A collection of water technology businesses in the Twin Cities is here only because of serendipity and certainly not strategy, but economic development leaders in the state have figured out the right thing to do with it.
They are calling it a “cluster” and making it a centerpiece of economic development efforts.
The state’s Department of Employment and Economic Development has a slick water technology brochure, and now so does the Twin Cities region’s economic development group, Greater MSP. After a little more research and thought in the past year, Greater MSP now has water solutions together with food as one of its five key areas of focus, and some of this thinking will be presented at the state’s first water technology business summit hosted by Ecolab next month in Eagan.
Clusters have been shown to be a key driver for job growth, with businesses in the cluster tending to outperform their competitors. That makes promoting an emerging cluster a simple and effective strategy for economic developers.
The region is actually a little bit late in figuring that out. Milwaukee has been holding a symposium on water technology since the summer of 2007.
As Greater MSP CEO Michael Langley pointed out, the Twin Cities area has just under 12,000 people employed directly in water technology-related jobs and Milwaukee has only about half that number.
“I know my counterparts in Milwaukee,” he said. “We can’t let them get away with thinking they have more water technology than we do.”
The headliners in the Twin Cities lineup of water technology companies are Ecolab and Pentair, the latter based in Switzerland but run out of its “main U.S. office” in Golden Valley. Pentair’s longtime CEO, Randy Hogan, is quoted in Greater MSP’s brochure saying the Twin Cities region “is really the Silicon Valley of water.”
Greater MSP has a far longer list than just Ecolab and Pentair in the cluster, of course, including a unit of General Electric Co., 3M Co., Aeration Industries and about 20 others.
Ecolab chairman and CEO Doug Baker said his company’s water technology businesses post about $9 billion in annual sales, but he wryly observed, “We got there the old-fashioned way; we acquired it.”
That puts most of Ecolab’s research and development operations in water-related businesses outside the Twin Cities region, but Baker is a champion of having water technology as a key part of the area’s economic development efforts. He makes a simple case: The Twin Cities have a nice lead on other regions, and selling products and services to treat, clean, move and store water is a huge and long-term growth industry.
“I happen to believe in climate change,” Baker said. “You don’t have to believe in it to believe you have a water problem. It’s not as simple as saying the Earth is going to run out of water. There’s plenty of water. There’s just not plenty of fresh water where many humans need it.”
As an economic development plum, a water technology employer makes as much sense as any. The water technology businesses already in the region employ a lot of people in high-wage jobs. According to Greater MSP, the 1,750 jobs in the electronics engineering field of the water-technology segment, as of 2012, had a median hourly wage of $42.48.
Just having a lot of employers in the same basic industry, however, doesn’t make it a cluster. To be a cluster means the related companies have developed formal and informal ties to each other, even though in some markets they may compete.
The positive effects from these ties come largely from personal relationships, which is why proximity still matters in an era of Skype and video conferencing.

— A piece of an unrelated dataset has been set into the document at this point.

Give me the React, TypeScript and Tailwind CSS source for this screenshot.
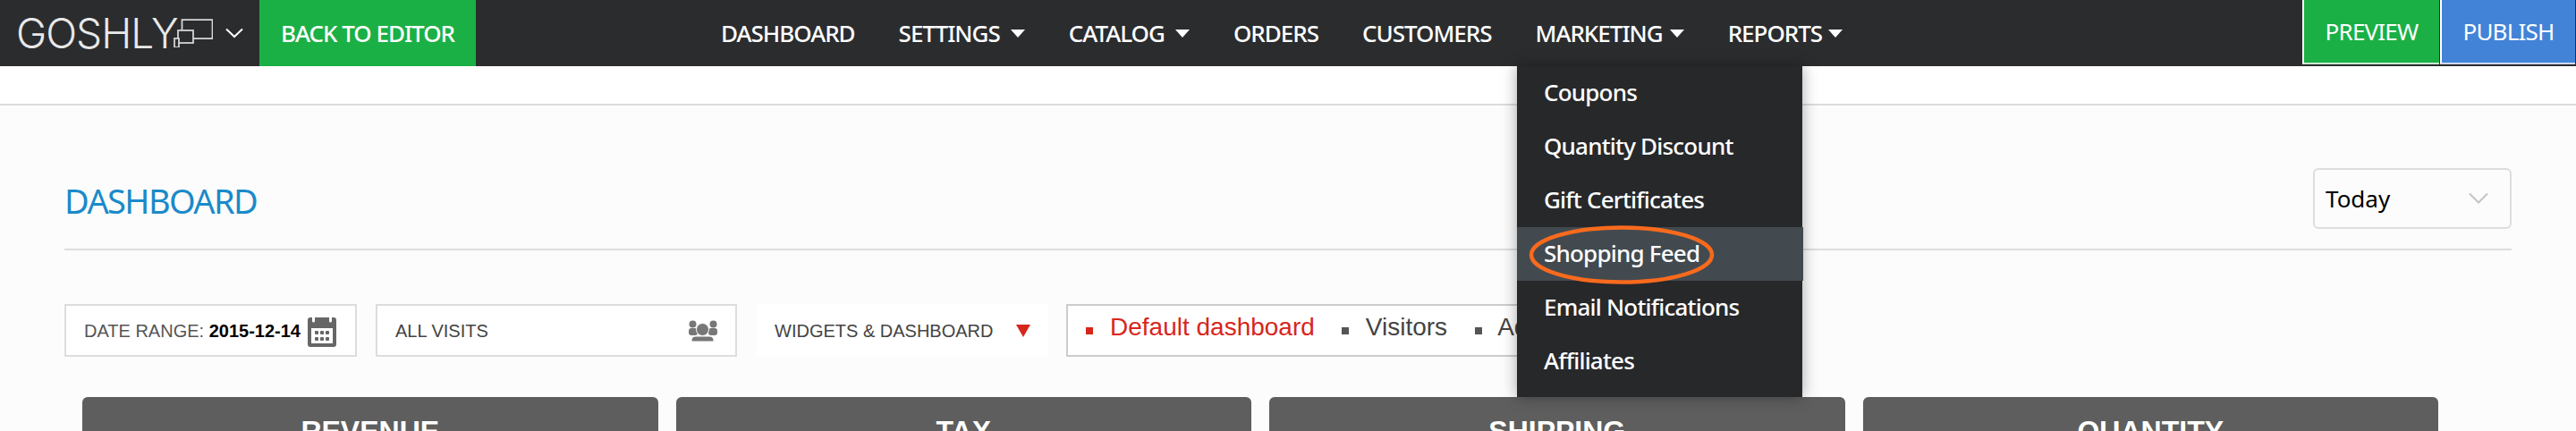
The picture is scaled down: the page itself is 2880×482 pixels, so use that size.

As it turns out, even with noncompete provisions and staff members with the common sense to not talk to competitors about the really cool stuff that’s going on, information does leak from one company to another.
It makes all of the companies in the cluster more productive, particularly in creating new products and processes, making it tougher for a competitor located in an isolated spot a long way away from a cluster to match the pace of innovation.
Innovation is also spurred by experienced people electing to become water technology entrepreneurs. And once open for business, the upstarts benefit from having more established firms to go to for distribution agreements, technical help and even capital.
When things really pick up steam, the companies start working together to develop things they all could use, such as many more highly skilled job candidates. That leads them to contact university deans and professors, who are always open to the prospect of more research money and topics as well as a place for their students to go work after graduation.